Decisional law imposes a duty on a judge hearing a motion for summary judgment grounded on the absence of a genuine issue of material fact to *75 view the facts in a light according every reasonable doubt to the party opposing the motion. Mainster v West Bloomfield Twp, 68 Mich. App. 319, 322; 242 NW2d 570 (1976). This the lower court did not do. Rather, it ventured into the forbidden territory of fact-finding and held that plaintiff had not exhausted her contractual remedies. This was error.

Assuming, as indicated above, that the motion, though purporting to be one for summary judgment, was really for accelerated judgment in disguise, the error remains. By its terms GCR 1963, 116.3 provides that the court shall postpone to the trial on the merits, resolution of factual disputes arising under GCR 1963, 116.1(5) where, as here, a timely demand for jury trial has been made. Where a factual issue exists, it is improper to grant a motion for accelerated judgment. Erickson v Goodell Oil Co, Inc, 384 Mich. 207; 180 NW2d 798 (1970), Beznos v Martin, 22 Mich. App. 376; 177 NW2d 226 (1970).

The city, had it chosen to shed light on the question of plaintiff's supposed failure to exhaust contractual remedies, could have better supported this charge by offering affidavits or depositions of the appropriate city representatives or union stewards who would have been notified had a grievance been initiated. Or, the city could have further substantiated its allegation by supplying the court with the union's or the city's records which would be relevant insofar as they show the existence or absence of a grievance having been filed. While we appreciate the inherent difficulty in attempting to prove a negative, we view the city's effort as woefully inadequate. All that the city offered in support of its charge were the Ulciny affidavit and the collective bargaining agreement, neither of *76 which make any mention of plaintiff's failure to exhaust her contractual remedies. Hence, evidentiary support may well have been available; but none was supplied. This absence of truly supportive affidavits compounds the error below in granting the city's motion. GCR 1963, 117.3; 1 Honigman & Hawkins, Michigan Court Rules Annotated (2d Ed), 1975 Supp at pp 95-96.

It follows, then, that we must reverse the grant of summary judgment and remand to the lower court for proceedings consonant with this opinion. We emphasize, however, that since the judge below never responded to two of the city's grounds (viz., that plaintiff's claim was barred by the statute of limitations and that the failure to cite specific contractual provisions alleged to have been violated amounted to a failure to state a claim), we remand without prejudice to the city's right to reassert these arguments in appropriately phrased motions. Of course, we express no opinion regarding the city's likelihood of success on such motions.
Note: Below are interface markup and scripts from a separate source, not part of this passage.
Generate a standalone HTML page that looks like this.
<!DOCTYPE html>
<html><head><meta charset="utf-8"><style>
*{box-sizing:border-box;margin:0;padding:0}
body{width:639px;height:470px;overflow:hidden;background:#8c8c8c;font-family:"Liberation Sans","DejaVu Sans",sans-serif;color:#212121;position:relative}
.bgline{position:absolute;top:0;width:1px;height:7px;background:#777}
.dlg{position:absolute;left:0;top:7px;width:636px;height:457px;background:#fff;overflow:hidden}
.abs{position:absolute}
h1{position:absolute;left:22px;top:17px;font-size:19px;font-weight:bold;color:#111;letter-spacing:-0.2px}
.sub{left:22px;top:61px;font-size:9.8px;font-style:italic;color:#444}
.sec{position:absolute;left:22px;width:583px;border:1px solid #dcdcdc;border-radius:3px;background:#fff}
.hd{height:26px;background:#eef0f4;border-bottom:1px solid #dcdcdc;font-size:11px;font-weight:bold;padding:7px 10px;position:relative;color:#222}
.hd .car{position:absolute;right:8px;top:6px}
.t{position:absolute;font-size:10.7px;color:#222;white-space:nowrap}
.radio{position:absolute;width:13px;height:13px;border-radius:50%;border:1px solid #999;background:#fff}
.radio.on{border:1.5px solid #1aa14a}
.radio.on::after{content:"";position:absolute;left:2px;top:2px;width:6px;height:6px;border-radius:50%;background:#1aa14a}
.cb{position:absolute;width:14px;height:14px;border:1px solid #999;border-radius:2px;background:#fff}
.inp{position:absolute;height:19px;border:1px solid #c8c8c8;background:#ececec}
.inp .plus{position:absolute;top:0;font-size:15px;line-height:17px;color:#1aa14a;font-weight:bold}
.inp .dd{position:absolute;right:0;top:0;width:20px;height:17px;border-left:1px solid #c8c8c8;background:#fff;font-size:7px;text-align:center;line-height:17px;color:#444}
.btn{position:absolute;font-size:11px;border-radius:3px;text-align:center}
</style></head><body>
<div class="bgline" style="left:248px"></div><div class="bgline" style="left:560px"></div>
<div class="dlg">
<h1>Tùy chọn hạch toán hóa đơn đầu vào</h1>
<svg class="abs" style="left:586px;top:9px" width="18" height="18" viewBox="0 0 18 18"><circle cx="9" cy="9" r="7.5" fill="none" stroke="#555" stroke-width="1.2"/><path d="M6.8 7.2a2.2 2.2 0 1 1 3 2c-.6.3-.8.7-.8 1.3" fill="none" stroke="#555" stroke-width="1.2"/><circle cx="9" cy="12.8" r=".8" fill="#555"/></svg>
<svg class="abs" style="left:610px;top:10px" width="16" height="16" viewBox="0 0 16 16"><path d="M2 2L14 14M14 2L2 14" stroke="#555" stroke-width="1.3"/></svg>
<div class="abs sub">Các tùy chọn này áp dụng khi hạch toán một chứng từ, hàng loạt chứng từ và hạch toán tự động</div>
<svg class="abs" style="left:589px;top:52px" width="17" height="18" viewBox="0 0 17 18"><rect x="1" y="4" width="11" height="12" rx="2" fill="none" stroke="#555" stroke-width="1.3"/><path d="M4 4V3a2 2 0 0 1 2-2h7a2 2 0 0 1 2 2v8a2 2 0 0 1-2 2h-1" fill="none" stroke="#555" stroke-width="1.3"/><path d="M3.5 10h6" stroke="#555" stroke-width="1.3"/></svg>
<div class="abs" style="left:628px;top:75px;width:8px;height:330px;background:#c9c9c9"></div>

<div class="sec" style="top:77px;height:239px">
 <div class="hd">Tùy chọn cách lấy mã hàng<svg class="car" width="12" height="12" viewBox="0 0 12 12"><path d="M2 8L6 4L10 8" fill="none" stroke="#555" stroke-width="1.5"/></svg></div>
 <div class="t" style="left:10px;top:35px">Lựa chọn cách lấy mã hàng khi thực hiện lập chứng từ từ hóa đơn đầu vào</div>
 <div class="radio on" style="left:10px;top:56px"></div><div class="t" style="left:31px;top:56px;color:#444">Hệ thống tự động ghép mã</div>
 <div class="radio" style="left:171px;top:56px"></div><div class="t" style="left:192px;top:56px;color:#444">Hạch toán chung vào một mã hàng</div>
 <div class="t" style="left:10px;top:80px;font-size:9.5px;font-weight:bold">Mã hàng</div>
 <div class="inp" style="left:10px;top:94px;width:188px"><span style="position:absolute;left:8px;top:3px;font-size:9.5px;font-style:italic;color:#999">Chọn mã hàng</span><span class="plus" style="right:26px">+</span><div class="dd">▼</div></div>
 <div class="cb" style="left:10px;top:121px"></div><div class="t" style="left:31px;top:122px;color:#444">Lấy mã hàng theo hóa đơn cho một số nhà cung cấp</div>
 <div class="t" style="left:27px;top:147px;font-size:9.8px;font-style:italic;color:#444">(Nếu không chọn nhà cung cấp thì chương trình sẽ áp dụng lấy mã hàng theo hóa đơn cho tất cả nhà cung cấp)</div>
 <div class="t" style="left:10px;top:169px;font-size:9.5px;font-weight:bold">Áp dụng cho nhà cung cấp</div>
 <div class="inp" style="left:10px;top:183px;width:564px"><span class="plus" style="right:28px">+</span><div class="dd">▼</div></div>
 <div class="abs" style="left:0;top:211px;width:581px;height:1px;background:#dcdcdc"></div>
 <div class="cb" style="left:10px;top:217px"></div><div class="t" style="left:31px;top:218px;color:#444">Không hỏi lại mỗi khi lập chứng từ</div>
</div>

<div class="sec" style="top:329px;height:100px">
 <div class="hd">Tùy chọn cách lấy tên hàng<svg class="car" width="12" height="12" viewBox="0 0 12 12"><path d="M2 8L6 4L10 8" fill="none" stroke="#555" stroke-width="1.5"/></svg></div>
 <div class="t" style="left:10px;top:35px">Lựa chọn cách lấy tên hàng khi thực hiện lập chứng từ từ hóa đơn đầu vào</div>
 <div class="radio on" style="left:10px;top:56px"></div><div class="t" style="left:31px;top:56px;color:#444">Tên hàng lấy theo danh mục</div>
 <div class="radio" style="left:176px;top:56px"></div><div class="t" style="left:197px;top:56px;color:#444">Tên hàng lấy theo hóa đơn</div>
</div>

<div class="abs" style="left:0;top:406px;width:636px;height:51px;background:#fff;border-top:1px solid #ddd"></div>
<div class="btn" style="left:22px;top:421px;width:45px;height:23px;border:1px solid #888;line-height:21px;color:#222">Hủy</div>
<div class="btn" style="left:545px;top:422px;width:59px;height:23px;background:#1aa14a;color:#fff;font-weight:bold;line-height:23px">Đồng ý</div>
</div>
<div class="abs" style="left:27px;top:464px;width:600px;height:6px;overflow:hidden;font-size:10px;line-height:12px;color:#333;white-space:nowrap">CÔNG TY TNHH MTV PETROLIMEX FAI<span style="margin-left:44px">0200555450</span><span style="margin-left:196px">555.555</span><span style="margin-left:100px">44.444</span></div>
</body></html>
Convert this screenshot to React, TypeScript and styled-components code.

Before closing, however, a final comment is in order. As we noted at the outset, the present case highlights how easily inattention to the rules of procedure can ensnare even the best intentioned parties. Perhaps, then, this is an opportune moment to encourage the Supreme Court to consider possible amendments to the Court Rules. If hybrid accelerated and/or summary judgment motions are to be permitted, despite the disapproval of Knapp and Hobbs, supra, then the moving party should be required to cite after each ground for the motion the precise subsection of GCR 1963, 116.1 and 117.2 on which counsel relies. In addition, the judge in passing on the motion should have the duty to state specifically which of these *77 grounds support his disposition of the motion and which do not.

Reversed and remanded. No costs, neither side having fully prevailed.

NOTES

[1] We note, in passing, that the lower court never addressed the question whether, as defendant asserts, plaintiff's failure to cite specific provisions of the union contract which were violated by the city, constitutes a failure to state a claim upon which relief can be granted. Consequently, our disposition of the case does not affect defendant's right to reassert this contention on remand.

[2] In light of the nebulous factual record below, this Court expresses no opinion regarding what particular state of facts is required to satisfy the so-called futility exception to the rule requiring exhaustion of contractual remedies. See Glover v St Louis-San Francisco R Co, 393 U.S. 324; 89 S. Ct. 548; 21 L. Ed. 2d 519 (1969).

[3] Despite the language in the introductory paragraph of the grievance provision which seems to require strict adherence to the procedure outlined for filing a grievance, we refuse to hold crucial the fact that plaintiff discussed her grievance with her steward before contacting her supervisor. It is altogether reasonable that an employee might first seek out her union representative to sound him out on the legitimacy of her complaint before approaching management.

If the grievance procedure were internally consistent, we would be more willing to enforce the letter of the introductory paragraph. However, it is not. In addition to the obvious error in spelling and the omitted word steps 1(a) and (b) reveal an anomaly: While step 1(b) places the burden of transcribing the grievance on the steward, step 1(a) permits the employee to exclude the steward from the meeting between the employee and the supervisor, leaving no one with the express obligation of reducing the grievance to writing — an act crucial to further pursuit of the grievance under the remaining steps of the grievance procedure.